■ **SHORT EXERCISE**
Extract, exactly, the lines from the line containing "Write the React, TypeScript" to the line containing "const COLS = 7;", with both lines included and any pictures left out.

■ **DATASET ENTRIES**

========

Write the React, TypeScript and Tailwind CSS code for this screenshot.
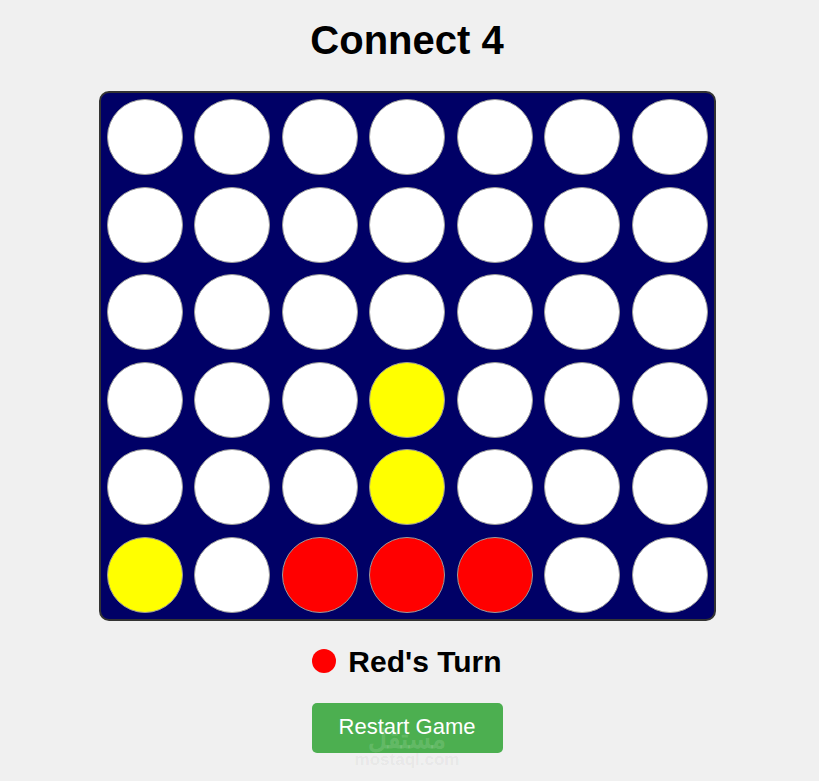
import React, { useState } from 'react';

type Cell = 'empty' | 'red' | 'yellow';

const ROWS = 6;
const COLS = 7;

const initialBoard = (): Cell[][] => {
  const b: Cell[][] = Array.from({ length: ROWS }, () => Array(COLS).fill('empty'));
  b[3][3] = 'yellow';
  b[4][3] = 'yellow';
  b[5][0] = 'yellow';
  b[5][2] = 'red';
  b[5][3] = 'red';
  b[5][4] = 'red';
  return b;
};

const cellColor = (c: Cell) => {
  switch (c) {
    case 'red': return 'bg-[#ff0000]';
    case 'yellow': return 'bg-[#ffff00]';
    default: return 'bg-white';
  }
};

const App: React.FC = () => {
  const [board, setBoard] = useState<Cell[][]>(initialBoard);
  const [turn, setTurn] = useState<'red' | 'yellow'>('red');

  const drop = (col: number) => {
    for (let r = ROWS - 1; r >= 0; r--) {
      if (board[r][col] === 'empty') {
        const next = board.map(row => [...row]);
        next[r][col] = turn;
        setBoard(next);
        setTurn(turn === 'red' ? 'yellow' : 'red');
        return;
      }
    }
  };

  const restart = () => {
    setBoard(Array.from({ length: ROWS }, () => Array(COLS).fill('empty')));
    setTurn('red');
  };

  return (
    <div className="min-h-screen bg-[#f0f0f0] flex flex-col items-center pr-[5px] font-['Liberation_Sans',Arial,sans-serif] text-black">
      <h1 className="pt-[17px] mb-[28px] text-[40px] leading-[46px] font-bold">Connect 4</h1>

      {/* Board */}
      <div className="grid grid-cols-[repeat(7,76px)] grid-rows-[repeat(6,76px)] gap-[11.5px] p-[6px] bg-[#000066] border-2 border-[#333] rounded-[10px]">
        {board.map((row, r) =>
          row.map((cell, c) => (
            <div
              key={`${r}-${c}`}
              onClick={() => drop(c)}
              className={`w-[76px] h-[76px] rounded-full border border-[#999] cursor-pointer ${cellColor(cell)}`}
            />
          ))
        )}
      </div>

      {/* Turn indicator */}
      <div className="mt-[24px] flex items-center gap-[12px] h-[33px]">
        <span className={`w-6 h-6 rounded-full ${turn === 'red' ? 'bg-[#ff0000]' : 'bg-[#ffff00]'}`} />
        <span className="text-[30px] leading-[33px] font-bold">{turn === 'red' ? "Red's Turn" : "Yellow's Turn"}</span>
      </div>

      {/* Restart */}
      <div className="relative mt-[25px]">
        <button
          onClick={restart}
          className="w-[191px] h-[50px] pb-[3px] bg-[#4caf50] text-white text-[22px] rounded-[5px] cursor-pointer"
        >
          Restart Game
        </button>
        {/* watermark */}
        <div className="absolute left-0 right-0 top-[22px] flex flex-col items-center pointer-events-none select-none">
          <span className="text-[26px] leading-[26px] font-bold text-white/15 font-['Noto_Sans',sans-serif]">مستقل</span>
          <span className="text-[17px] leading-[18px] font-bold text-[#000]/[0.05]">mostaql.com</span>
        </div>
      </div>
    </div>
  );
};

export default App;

========

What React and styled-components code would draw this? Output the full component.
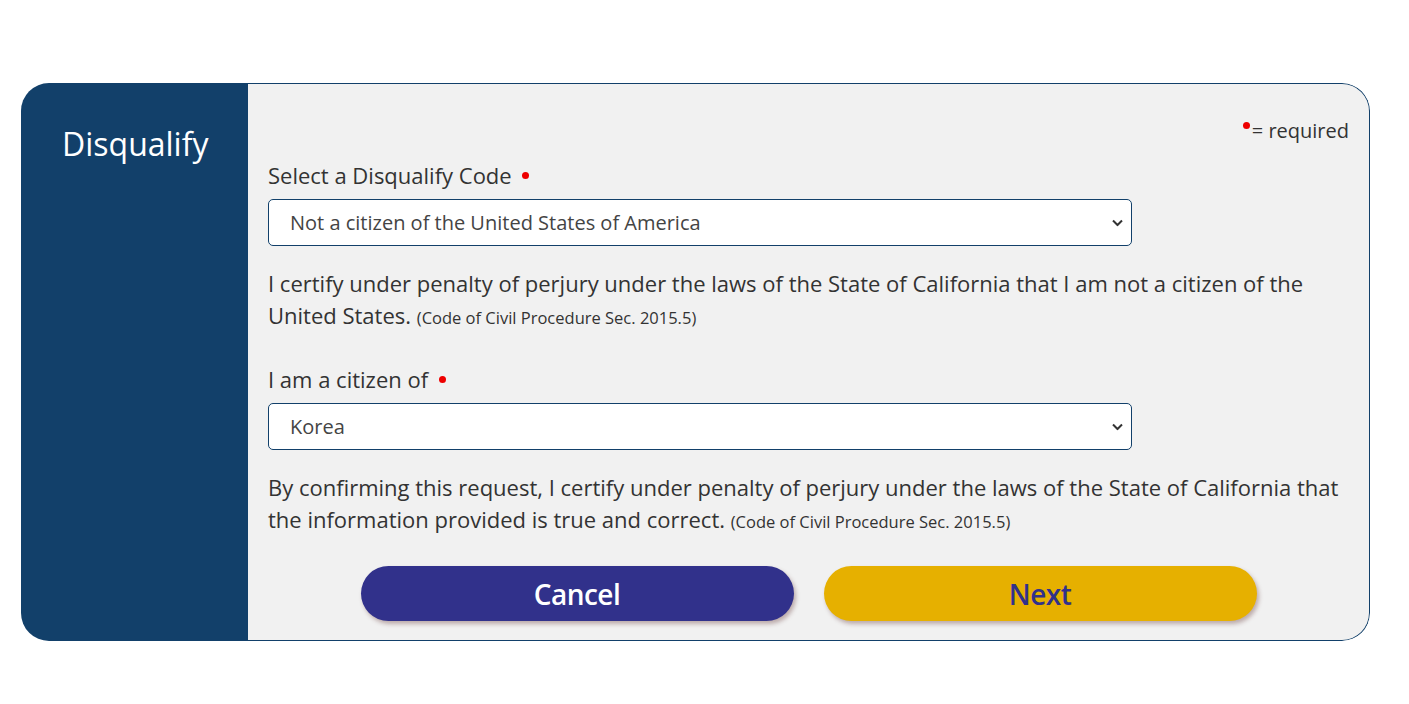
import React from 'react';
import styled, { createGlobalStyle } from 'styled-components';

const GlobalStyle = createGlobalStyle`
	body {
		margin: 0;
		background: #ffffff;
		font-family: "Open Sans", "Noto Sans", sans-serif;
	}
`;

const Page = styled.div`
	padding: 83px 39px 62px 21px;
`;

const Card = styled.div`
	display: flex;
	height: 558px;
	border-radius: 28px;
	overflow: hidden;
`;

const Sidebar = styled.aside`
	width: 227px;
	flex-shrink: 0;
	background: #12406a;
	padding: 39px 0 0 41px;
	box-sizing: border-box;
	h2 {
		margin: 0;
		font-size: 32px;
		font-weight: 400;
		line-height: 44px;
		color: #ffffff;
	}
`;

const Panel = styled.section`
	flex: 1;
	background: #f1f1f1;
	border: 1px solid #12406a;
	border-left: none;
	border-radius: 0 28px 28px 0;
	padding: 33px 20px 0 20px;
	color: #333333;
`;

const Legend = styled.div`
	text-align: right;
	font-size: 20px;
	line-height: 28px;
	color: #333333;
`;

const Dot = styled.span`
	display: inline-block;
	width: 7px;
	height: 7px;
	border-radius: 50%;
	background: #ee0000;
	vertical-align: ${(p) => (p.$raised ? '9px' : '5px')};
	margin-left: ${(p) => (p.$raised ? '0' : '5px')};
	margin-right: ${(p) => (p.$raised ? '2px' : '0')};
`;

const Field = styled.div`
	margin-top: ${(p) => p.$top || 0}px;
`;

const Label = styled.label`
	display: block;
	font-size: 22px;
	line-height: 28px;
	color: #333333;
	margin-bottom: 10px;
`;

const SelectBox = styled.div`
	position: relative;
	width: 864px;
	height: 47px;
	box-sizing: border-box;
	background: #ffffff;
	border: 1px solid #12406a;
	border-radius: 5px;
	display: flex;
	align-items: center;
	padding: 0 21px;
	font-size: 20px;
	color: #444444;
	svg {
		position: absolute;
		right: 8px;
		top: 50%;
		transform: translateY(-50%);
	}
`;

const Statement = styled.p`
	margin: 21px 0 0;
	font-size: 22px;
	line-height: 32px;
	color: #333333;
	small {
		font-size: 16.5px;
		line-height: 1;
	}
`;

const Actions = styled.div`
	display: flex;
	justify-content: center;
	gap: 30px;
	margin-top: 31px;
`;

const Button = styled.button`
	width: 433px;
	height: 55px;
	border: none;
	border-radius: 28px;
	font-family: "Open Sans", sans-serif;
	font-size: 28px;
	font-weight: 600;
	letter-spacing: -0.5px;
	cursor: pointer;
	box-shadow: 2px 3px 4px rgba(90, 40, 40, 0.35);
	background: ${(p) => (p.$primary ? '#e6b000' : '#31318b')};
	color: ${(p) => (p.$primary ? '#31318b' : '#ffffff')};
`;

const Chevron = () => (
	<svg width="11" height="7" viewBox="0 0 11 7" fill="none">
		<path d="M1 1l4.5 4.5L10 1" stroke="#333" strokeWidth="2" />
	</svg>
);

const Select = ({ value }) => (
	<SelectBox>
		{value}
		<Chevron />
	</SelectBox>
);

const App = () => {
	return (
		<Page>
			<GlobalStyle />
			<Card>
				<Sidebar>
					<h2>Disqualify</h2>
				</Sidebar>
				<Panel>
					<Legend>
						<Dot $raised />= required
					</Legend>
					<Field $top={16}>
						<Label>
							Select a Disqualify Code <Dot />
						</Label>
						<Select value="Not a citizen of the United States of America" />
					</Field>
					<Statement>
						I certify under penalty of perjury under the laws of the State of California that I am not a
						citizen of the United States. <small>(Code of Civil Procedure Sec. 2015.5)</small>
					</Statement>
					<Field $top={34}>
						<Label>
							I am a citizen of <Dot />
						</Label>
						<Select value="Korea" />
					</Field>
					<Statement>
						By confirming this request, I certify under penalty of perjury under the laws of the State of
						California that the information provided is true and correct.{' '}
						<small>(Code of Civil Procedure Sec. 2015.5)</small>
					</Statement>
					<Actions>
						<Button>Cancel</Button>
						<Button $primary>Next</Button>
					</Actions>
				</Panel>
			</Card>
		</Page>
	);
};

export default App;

========

■ **CORRECT RESULT**
Write the React, TypeScript and Tailwind CSS code for this screenshot.
import React, { useState } from 'react';

type Cell = 'empty' | 'red' | 'yellow';

const ROWS = 6;
const COLS = 7;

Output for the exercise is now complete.